Direction: Only the lines from the one containing "The picture is" through the one containing "import React from" are to be copied, exactly and with both ends kept.

——

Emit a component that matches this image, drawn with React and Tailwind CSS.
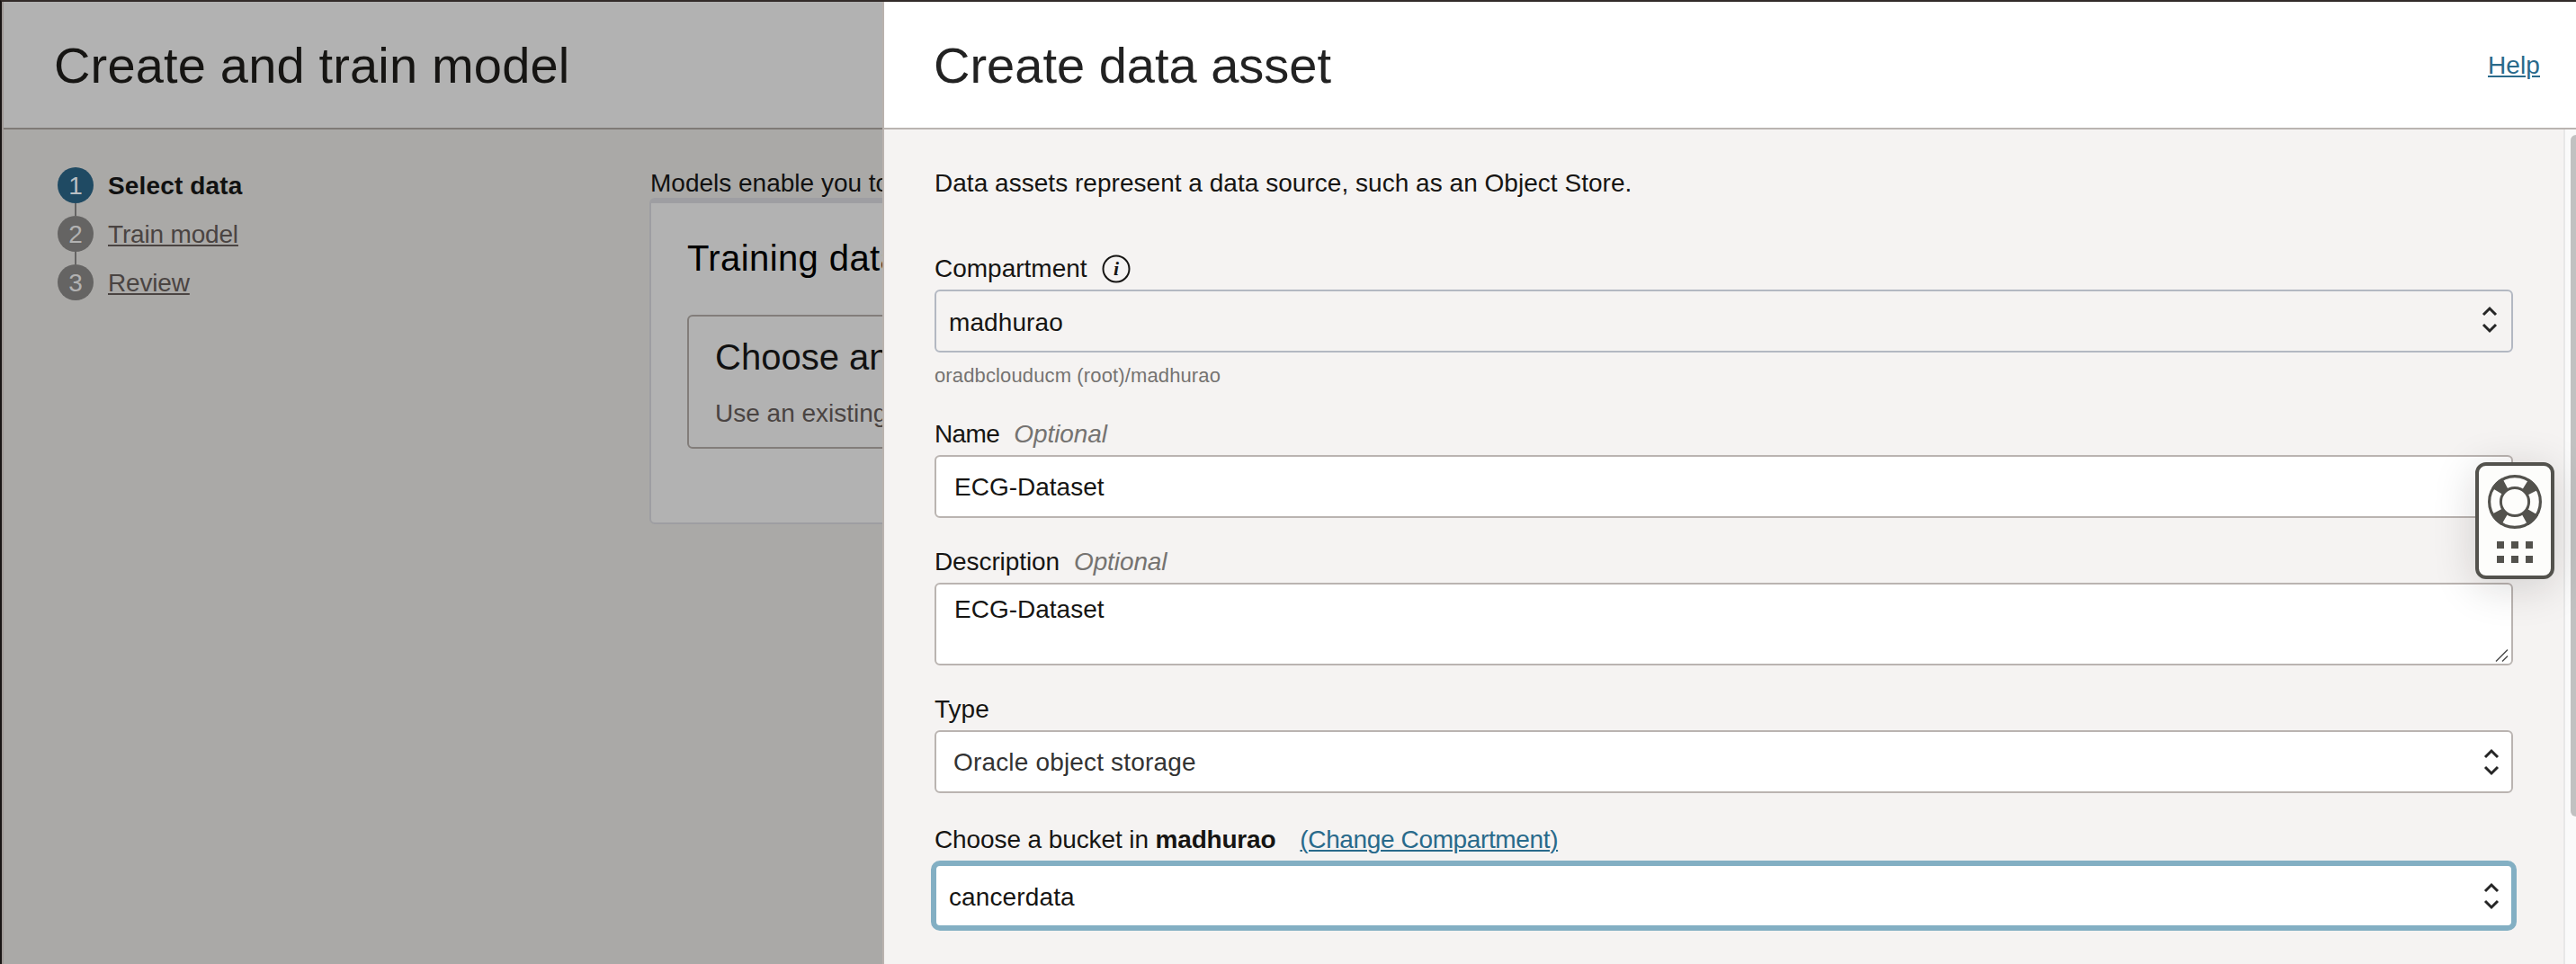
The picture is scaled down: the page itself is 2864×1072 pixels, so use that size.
import React from "react";

const Spinner = ({ className = "" }) => (
  <svg className={className} width="20" height="32" viewBox="0 0 20 32" fill="none" stroke="#262626" strokeWidth="3">
    <path d="M3 11 L10 4 L17 11" />
    <path d="M3 22 L10 29 L17 22" />
  </svg>
);

const Step = ({ n, label, active, last }) => (
  <li className="flex h-[54px] items-start">
    <div className="flex w-10 flex-col items-center">
      <span className={`flex h-10 w-10 items-center justify-center rounded-full pt-px text-[28px] leading-none ${active ? "bg-[#1f4a63] text-[#b9bfc3]" : "bg-[#656463] text-[#b2b2b2]"}`}>{n}</span>
      {!last && <span className="h-[14px] w-[2px] bg-[#656463]" />}
    </div>
    <span className={`ml-4 mt-px text-[28px] leading-10 ${active ? "font-bold tracking-[0.15px] text-[#111111]" : "tracking-[-0.17px] text-[#4a4442] underline decoration-2 underline-offset-[2px]"}`}>{label}</span>
  </li>
);

const Label = ({ children, optional, className = "" }) => (
  <div className="flex h-10 items-center text-[28px] leading-10">
    <span className={className}>{children}</span>
    {optional && <span className="ml-4 italic tracking-[-0.1px] text-[#757371]">Optional</span>}
  </div>
);

const LifeRing = () => (
  <svg width="60" height="60" viewBox="0 0 60 60" fill="none" stroke="#53524d">
    <circle cx="30" cy="30" r="22.5" strokeWidth="15" strokeDasharray="12 23.343" strokeDashoffset="-11.67" />
    <circle cx="30" cy="30" r="28.4" strokeWidth="3.2" />
    <circle cx="30" cy="30" r="15.6" strokeWidth="3" />
  </svg>
);

export default function App() {
  return (
    <div className="relative flex h-[1072px] w-[2864px] overflow-hidden border-l-2 border-t-2 border-l-[#191514] border-t-[#322b29] bg-[#aaa9a7] font-['Liberation_Sans',sans-serif] text-[28px] text-[#161513]">
      <section className="flex w-[979px] shrink-0 flex-col overflow-hidden border-l-2 border-[#9f9996]">
        <header className="flex h-[142px] shrink-0 items-center border-b-2 border-[#7f7a77] bg-[#b2b2b2] pl-[56px]">
          <h1 className="whitespace-nowrap pt-px text-[56px] leading-none tracking-[0.17px]">Create and train model</h1>
        </header>
        <div className="flex flex-1">
          <ol className="w-[718px] shrink-0 pl-[60px] pt-[42px]">
            <Step n="1" label="Select data" active />
            <Step n="2" label="Train model" />
            <Step n="3" label="Review" last />
          </ol>
          <div className="w-[1200px] shrink-0 pt-[40px]">
            <p className="h-9 whitespace-nowrap pl-px text-[28px] leading-10 text-[#111111]">Models enable you to</p>
            <div className="h-[363px] rounded-md border-2 border-t-[6px] border-[#9e9ea2] bg-[#b2b2b2] pl-10 pt-[38px]">
              <h2 className="whitespace-nowrap text-[40px] leading-[46px] tracking-[0.4px] text-black">Training data</h2>
              <div className="mt-10 h-[149px] rounded-md border-2 border-[#827d7a] pl-[29px] pt-[22px]">
                <h3 className="whitespace-nowrap text-[40px] leading-[46px] text-[#111111]">Choose an</h3>
                <p className="mt-[24px] whitespace-nowrap text-[28px] leading-[32px] text-[#4a4442]">Use an existing</p>
              </div>
            </div>
          </div>
        </div>
      </section>
      <section className="flex min-w-0 flex-1 flex-col border-l-2 border-[#b9b2ae] bg-[#f5f3f2]">
        <header className="flex h-[142px] shrink-0 items-center justify-between border-b-2 border-[#bab4b1] bg-white pl-[55px] pr-[40px]">
          <h1 className="pt-px text-[56px] leading-none text-[#222222]">Create data asset</h1>
          <a className="pt-[2px] tracking-[0.1px] text-[#296a8b] underline decoration-2 underline-offset-[2px]">Help</a>
        </header>
        <div className="flex min-h-0 flex-1">
          <form className="w-[1867px] shrink-0 px-[56px] pt-[40px]">
            <p className="h-10 leading-10 tracking-[0.03px]">Data assets represent a data source, such as an Object Store.</p>
            <div className="mt-[55px] flex items-center">
              <Label>Compartment</Label>
              <svg className="ml-4" width="32" height="32" viewBox="0 0 32 32" fill="none">
                <circle cx="16" cy="16" r="14.5" stroke="#161513" strokeWidth="2" />
                <text x="16" y="23" textAnchor="middle" fontFamily="Liberation Serif, serif" fontStyle="italic" fontWeight="bold" fontSize="22" fill="#161513">i</text>
              </svg>
            </div>
            <div className="mt-[3px] flex h-[70px] items-center justify-between rounded-md border-2 border-[#b3b8c2] pl-[14px] pr-[14px]">
              <span className="pt-[4px] tracking-[0.1px]">madhurao</span><Spinner className="mb-[4px]" />
            </div>
            <p className="mt-[9px] h-[34px] text-[22px] leading-[34px] tracking-[0.13px] text-[#757371]">oradbclouducm (root)/madhurao</p>
            <div className="mt-[28px]"><Label optional className="tracking-[-0.6px]">Name</Label></div>
            <div className="mt-[3px] flex h-[70px] items-center rounded-md border-2 border-[#bab4b1] bg-white pl-5 pt-px">ECG-Dataset</div>
            <div className="mt-[29px]"><Label optional className="tracking-[-0.1px]">Description</Label></div>
            <div className="mt-[3px] flex h-[92px] items-start justify-between rounded-md border-2 border-[#bab4b1] bg-white pl-5">
              <span className="pt-[8px] leading-10">ECG-Dataset</span>
              <svg className="self-end" width="18" height="18" viewBox="0 0 18 18" fill="none" stroke="#4c4c4c" strokeWidth="1.5"><path d="M1 15.5 L14 2.500 M8 15.500 L14 9.500" /></svg>
            </div>
            <div className="mt-[29px]"><Label>Type</Label></div>
            <div className="mt-[3px] flex h-[70px] items-center justify-between rounded-md border-2 border-[#bab4b1] bg-white pl-[19px] pr-[12px] text-[#333333]">
              <span className="pt-px tracking-[0.17px]">Oracle object storage</span><Spinner />
            </div>
            <div className="mt-[32px] flex h-10 items-center leading-10">
              <span className="tracking-[-0.1px]">Choose a bucket in <b className="tracking-[-0.2px]">madhurao</b></span>
              <a className="ml-[27px] tracking-[-0.37px] text-[#296a8b] underline decoration-2 underline-offset-[2px]">(Change Compartment)</a>
            </div>
            <div className="-mx-1 mt-[3px] flex h-[78px] items-center justify-between rounded-[10px] border-[6px] border-[#83afc3] bg-white pl-[14px] pr-[12px]">
              <span className="pt-[3px] tracking-[0.12px]">cancerdata</span><Spinner />
            </div>
          </form>
          <div className="flex-1 border-l-2 border-[#e8e8e8] bg-[#fafafa] pl-[6px] pt-[6px]">
            <div className="h-[758px] rounded-l-lg bg-[#c1c1c1]" />
          </div>
        </div>
      </section>
      <aside className="absolute left-[2750px] top-[512px] flex h-[130px] w-[88px] flex-col items-center rounded-xl border-4 border-[#53524d] bg-[#fdfdfb] pt-[10px] shadow-[0_8px_48px_rgba(22,21,19,0.16)]">
        <LifeRing />
        <div className="mt-[14px] grid grid-cols-3 gap-2">
          {[0, 1, 2, 3, 4, 5].map((i) => <span key={i} className="h-2 w-2 bg-[#53524d]" />)}
        </div>
      </aside>
    </div>
  );
}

——

Result for this exercise:
The picture is scaled down: the page itself is 2864×1072 pixels, so use that size.
import React from "react";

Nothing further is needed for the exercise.